Türkiye'nin, demokrasi yolunda çok bedel ödemesine rağmen İslam dünyasının tartışmasız en iyi noktaya gelen ülke konumunda olduğuna dikkati çeken Bağcı, şöyle devam etti:
"Bundan sonra hiç kimse demokratik haklar, yazma, çizme, basın gibi konularda Türkiye'den olumsuz bir şey beklemesin. Türkiye çok kritik sulardan geçiyor uluslararası alanda. Avrupa Birliği ile ilişkilerimizde demokrasi eleştirileri vardı. Bunun azalacağını düşünüyorum. AB ile ilişkilerimiz batı karşıtlığı üzerinden değil, batı karşıtı olmayan değerlerin kabul edilmesiyle güç kazanacaktır.
Avrupa şu anda kendi yarattığı değerlerin çatışmasını yaşıyor, biz dışarıdan girenler ise Avrupa'nın uzun zamandır savunmadığı değerleri savunur konuma geldik. Bu iyi bir şeydir. Ben iyimserim.

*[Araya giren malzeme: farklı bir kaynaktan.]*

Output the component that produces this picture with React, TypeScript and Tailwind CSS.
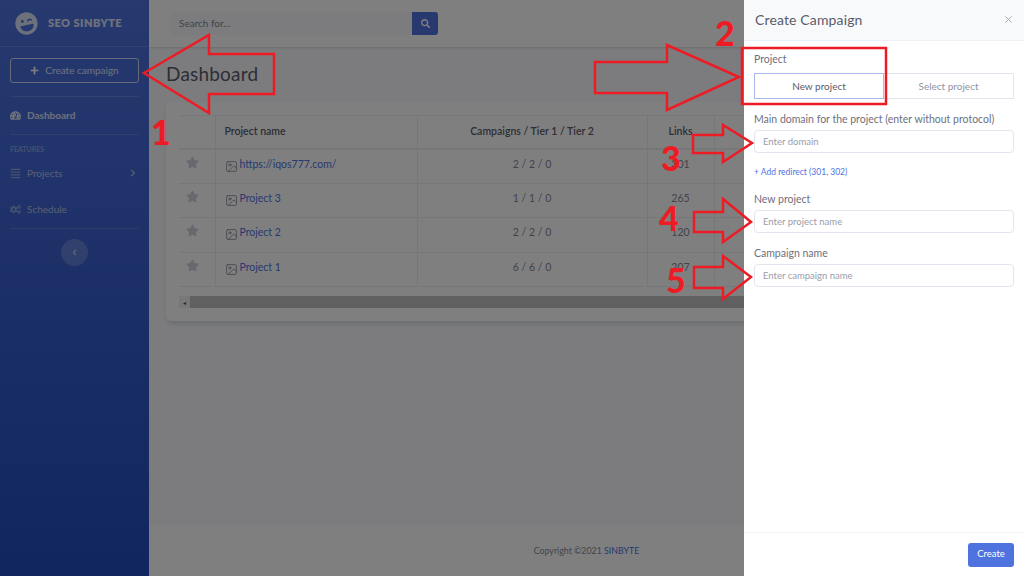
import { Image as ImageIcon, X } from "lucide-react"
import { FaAlignJustify, FaChevronLeft, FaChevronRight, FaCogs, FaLaughWink, FaPlus, FaSearch, FaStar, FaTachometerAlt } from "react-icons/fa"

const projects = [
  { name: "https://iqos777.com/", stats: "2 / 2 / 0", links: "301" },
  { name: "Project 3", stats: "1 / 1 / 0", links: "265" },
  { name: "Project 2", stats: "2 / 2 / 0", links: "120" },
  { name: "Project 1", stats: "6 / 6 / 0", links: "207" },
]

const arrows = [
  "144,73 209,35 209,54 274,54 274,94 209,94 209,113",
  "595,62 667,62 667,45 739,77 667,110 667,93 595,93",
  "693,135 723,135 723,125 752,143 723,162 723,153 693,153",
  "694,212 723,212 723,199 751,222 723,242 723,232 694,232",
  "694,267 723,267 723,256 751,277 723,299 723,288 694,288",
]

function Sidebar() {
  return (
    <aside className="flex w-[149px] shrink-0 flex-col bg-gradient-to-b from-[#4e73df] to-[#224abe] px-[10px] text-white/80">
      <div className="-mx-[10px] flex h-[47px] items-center border-b border-white/15 pl-[15px]">
        <FaLaughWink className="-rotate-12 text-[23px]" />
        <span className="ml-[10px] text-[11px] font-extrabold tracking-[0.04em]">SEO SINBYTE</span>
      </div>
      <button className="mt-[11px] flex h-[25px] items-center justify-center gap-[6px] rounded-[3px] border border-white/70 text-[10px]">
        <FaPlus className="text-[9px] text-white" />
        Create campaign
      </button>
      <div className="mt-[13px] flex h-[38px] items-center gap-[6px] border-t border-white/15 text-[10px] font-bold">
        <FaTachometerAlt className="text-[11px]" />
        Dashboard
      </div>
      <div className="flex h-[20px] items-end border-t border-white/15 text-[7px] font-bold text-white/40">FEATURES</div>
      <div className="mt-[1px] flex h-[36px] items-center gap-[6px] text-[10px] text-white/60">
        <FaAlignJustify className="text-[11px] text-white/40" />
        Projects
        <FaChevronRight className="ml-auto mr-[2px] text-[8px]" />
      </div>
      <div className="flex h-[36px] items-center gap-[6px] text-[10px] text-white/60">
        <FaCogs className="text-[11px] text-white/40" />
        Schedule
      </div>
      <div className="mt-[1px] border-t border-white/15" />
      <button className="mx-auto mt-[10px] flex size-[27px] items-center justify-center rounded-full bg-white/20">
        <FaChevronLeft className="text-[7px] text-white/60" />
      </button>
    </aside>
  )
}

function ProjectsTable() {
  return (
    <div className="mt-[16px] w-[860px] rounded-[5px] bg-white px-[13px] pb-[13px] pt-[13px] shadow-md">
      <table className="w-[834px] table-fixed border-collapse text-[10.5px] text-[#858796]">
        <colgroup>
          <col className="w-[36px]" />
          <col className="w-[202px]" />
          <col className="w-[230px]" />
          <col className="w-[67px]" />
          <col />
        </colgroup>
        <thead>
          <tr className="h-[33px] border-y border-b-2 border-[#eceef3] text-[#5a5c69]">
            <th />
            <th className="border-l border-[#eceef3] pl-[9px] text-left font-semibold">Project name</th>
            <th className="border-l border-[#eceef3] font-semibold">Campaigns / Tier 1 / Tier 2</th>
            <th className="border-l border-[#eceef3] font-semibold">Links</th>
            <th className="border-l border-[#eceef3]" />
          </tr>
        </thead>
        <tbody>
          {projects.map((p) => (
            <tr key={p.name} className="h-[34.5px] border-b border-[#eceef3]">
              <td className="pb-[3px] pr-[8px]">
                <FaStar className="mx-auto -mt-[5px] text-[13px] text-[#d0d3dc]" />
              </td>
              <td className="border-l border-[#eceef3] pb-[3px] pl-[9px]">
                <span className="flex items-center gap-[2px] text-[#4e73df]">
                  <ImageIcon className="mt-[3px] size-[13px] shrink-0 text-[#858796]" strokeWidth={1.5} />
                  {p.name}
                </span>
              </td>
              <td className="border-l border-[#eceef3] pb-[3px] text-center">{p.stats}</td>
              <td className="border-l border-[#eceef3] pb-[3px] text-center">{p.links}</td>
              <td className="border-l border-[#eceef3]" />
            </tr>
          ))}
        </tbody>
      </table>
      <div className="mt-[9px] flex h-[12px] bg-[#f1f1f1]">
        <div className="flex w-[11px] items-center justify-center text-[6px] text-[#505050]">◂</div>
        <div className="flex-1 bg-[#c1c1c1]" />
      </div>
    </div>
  )
}

function Field({ label, placeholder }: { label: string; placeholder: string }) {
  return (
    <div>
      <label className="block text-[10.5px] leading-[14px] text-[#6e707e]">{label}</label>
      <div className="mt-[4px] flex h-[23px] items-center rounded-[4px] border border-[#e3e6f0] pl-[8px] pt-[2px] text-[9.5px] text-[#9a9cab]">
        {placeholder}
      </div>
    </div>
  )
}

function CampaignDrawer() {
  return (
    <div className="absolute inset-y-0 right-0 flex w-[280px] flex-col bg-white">
      <div className="flex h-[41px] shrink-0 items-center justify-between border-b border-[#eef0f5] bg-[#f8f9fa] pb-[2px] pl-[11px] pr-[10px]">
        <h2 className="text-[14px] font-normal tracking-[0.01em] text-[#5a5c69]">Create Campaign</h2>
        <X className="size-[11px] text-[#a0a2ad]" strokeWidth={2} />
      </div>
      <div className="flex-1 px-[10px] pt-[11px]">
        <label className="block text-[10.5px] leading-[14px] text-[#6e707e]">Project</label>
        <div className="mt-[7px] flex h-[26px] text-[10px]">
          <div className="flex w-[130px] items-center justify-center border border-[#a9b9ec] text-[#5a5c69]">New project</div>
          <div className="flex w-[130px] items-center justify-center border border-l-0 border-[#e3e6f0] text-[#8f93a3]">Select project</div>
        </div>
        <div className="mt-[13px]">
          <Field label="Main domain for the project (enter without protocol)" placeholder="Enter domain" />
        </div>
        <div className="mt-[13px] text-[8.5px] leading-[12px] text-[#4e73df]">+ Add redirect (301, 302)</div>
        <div className="mt-[14px]">
          <Field label="New project" placeholder="Enter project name" />
        </div>
        <div className="mt-[13px]">
          <Field label="Campaign name" placeholder="Enter campaign name" />
        </div>
      </div>
      <div className="flex h-[44px] shrink-0 items-center justify-end border-t border-[#f3f4f8] pr-[10px]">
        <button className="flex h-[24px] w-[46px] items-center justify-center rounded-[3px] bg-[#4e73df] text-[9.5px] text-white">Create</button>
      </div>
    </div>
  )
}

function Annotations() {
  return (
    <>
      <svg className="pointer-events-none absolute inset-0" width="1024" height="576" fill="none" stroke="#ed1c24" strokeWidth="2.5">
        {arrows.map((points) => (
          <polygon key={points} points={points} />
        ))}
        <rect x="742" y="48" width="144" height="56" />
      </svg>
      <span className="absolute left-[151px] top-[112px] text-[34px] font-black leading-[40px] text-[#ed1c24]">1</span>
      <span className="absolute left-[715px] top-[13px] text-[34px] font-black leading-[40px] text-[#ed1c24]">2</span>
      <span className="absolute left-[661px] top-[138px] text-[34px] font-black leading-[40px] text-[#ed1c24]">3</span>
      <span className="absolute left-[659px] top-[198px] text-[34px] font-black leading-[40px] text-[#ed1c24]">4</span>
      <span className="absolute left-[666px] top-[260px] text-[34px] font-black leading-[40px] text-[#ed1c24]">5</span>
    </>
  )
}

export default function App() {
  return (
    <div className="relative flex h-[576px] w-[1024px] overflow-hidden font-['Lato','Noto_Sans',sans-serif]">
      <Sidebar />
      <main className="flex min-w-0 flex-1 flex-col bg-[#f8f9fc]">
        <header className="flex h-[47px] shrink-0 items-center bg-white pl-[21px] shadow">
          <div className="flex h-[23px] w-[242px] items-center rounded-l-[3px] bg-[#f8f9fc] pl-[9px] text-[10px] text-[#858796]">Search for...</div>
          <button className="flex h-[23px] w-[26px] items-center justify-center rounded-r-[3px] bg-[#4e73df]">
            <FaSearch className="text-[9px] text-white" />
          </button>
        </header>
        <div className="flex-1 pl-[17px] pt-[15px]">
          <h1 className="text-[19px] leading-[24px] tracking-[0.01em] text-[#5a5c69]">Dashboard</h1>
          <ProjectsTable />
        </div>
        <footer className="flex h-[51px] shrink-0 items-center justify-center bg-white text-[8.8px] text-[#858796]">
          <span>
            Copyright ©2021 <span className="text-[#4e73df]">SINBYTE</span>
          </span>
        </footer>
      </main>
      <div className="absolute inset-0 bg-black/50" />
      <CampaignDrawer />
      <Annotations />
    </div>
  )
}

Dünkü resim... 5 milyon insanı bir araya getirmek kolay değildir. Bana bunu kimse anlatamaz. Bu Türk insanın kendi iradesiyle yaptığı bir şey. Baş örtülüsü de başı açık da çıkmış gidiyor. Darbe gecesi kamyon kullanan kadın var. Demokrasiyi savunan türbanlı bir kadın. Bizim sorunumuz bunları anlatamamak."
Bağcı, darba girişimine karşı "sokağa çıkma" düşüncesinin bile olağanüstü olduğunu vurgulayarak, "Dünkü olayın çok başarılı olduğunu düşünüyorum. Kırmızı beyaz bayrakların yarattığı o gelincik tarlası görünümü harika bir şeydi."dedi.